1. Unequal partitioning at cell division: With the exception of DNA, the amounts of most intracellular components of mother cells partition unequally between daughter cell. Variability in the number of regulatory molecules among daughter cells leads to different behavior. At each cell cycle, this process repeats itself, leading to further population variability. This type of heterogeneity will be called extrinsic.

2. Stochastic fluctuations of regulatory processes: Regulatory molecules typically exist in very small concentrations inside cells. Thus, the rates of reactions regulated by such molecules are subject to random fluctuations, and even cells with identical states may behave differently. This intrinsic heterogeneity originates from stochastic effects in cells with identical content.

3. Varying environmental conditions: Environmental conditions (nutrient or growth factor concentrations, ligand densities, temperature, pH, etc.) can vary significantly with time and location. Since the intracellular state strongly depends on the local environment, cells exposed to different environmental conditions will exhibit temporally and spatially varying behavior

The objective of this study is a quantitative characterization of the heterogeneity of the mammalian cell cycle in spatially uniform environmental conditions. Thus, we specifically seek here to study the combined effects of extrinsic and intrinsic heterogeneity on the distributions of cell division times. Presently, the majority of mammalian cell cycle models do not consider the stochastic nature of the reactions involved in cell division. These models assume that the temporal evolution of the concentration of each species is continuous and deterministic. However, molecules are discrete entities and reactions occur only when the reactant molecules collide. This is particularly important for cells that have an approximate volume of 10-12 L (10 mm diameter) and contain a small number of regulatory molecules.

Cyclin dependent kinases (Cdk) are the central molecules involved in the cell cycle. Their concentrations are high during DNA synthesis and mitosis, but fall to very low values during the G1 phase. Therefore, cell behavior is highly dependent on stochastic fluctuations when the concentrations of Cdk are at low levels and thus will affect transitions in the cell cycle.

This work utilized the Gillespie stochastic simulation algorithm and the chemical Langevin equation to investigate the stochastic dynamics of the core cell cycle model proposed by Tyson and Novak [2002]. Tyson and Novak hypothesized that there is a core cell cycle that is central to all eukaryotes and that the more complex cell cycle machinery observed in higher eukaryotes evolves from this core cell cycle. Their model accurately simulates the phenotypic behavior of the proteins involved in the cell cycle.

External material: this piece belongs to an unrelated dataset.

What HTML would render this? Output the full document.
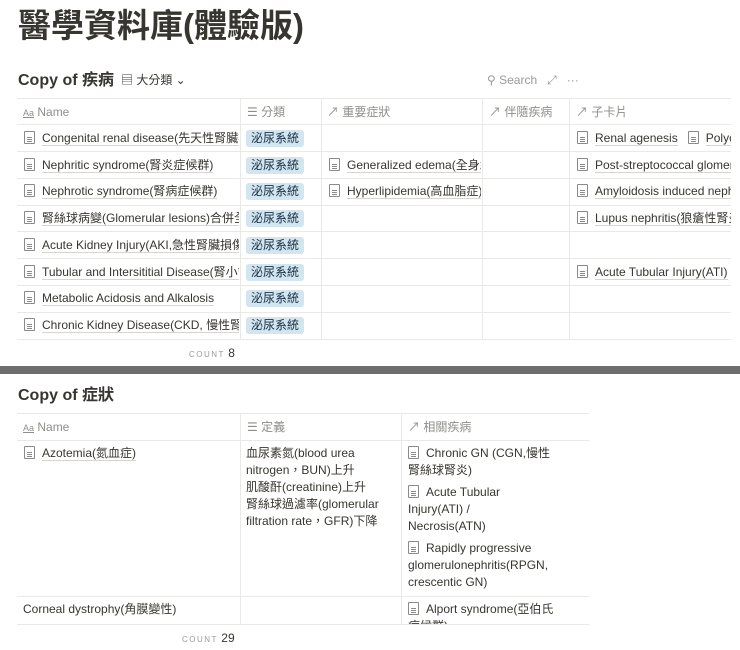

Our study investigates the effect of stochastic fluctuations on the dynamics of this system. Sensitivity analysis is also applied to identify the model parameters that are the key sources of heterogeneity. Even in a spatially homogeneous environment, an individual cell may have a different synthesis rate of a protein and degradation of another protein when compared to other cells in the population because of intrinsic and extrinsic noise. This variability in model parameters influences the dynamics of the system and, thus, the division time of a cell. The combined heterogeneity caused by stochastic fluctuations and/or rate distributions results in a distribution of division times within a cell population.

Future work will utilize this single-cell model to develop an equivalent discrete model that describes the dynamics of cell populations that build three-dimensional tissues. Classical discrete models (cellular automata) are phenomenological and do not provide an accurate description of the biological processes regulating cell division or migration. The present model will allow us to remove this restriction and will lead to discrete models that can accurately describe the dynamics of tissue growth in a spatially uniform environment.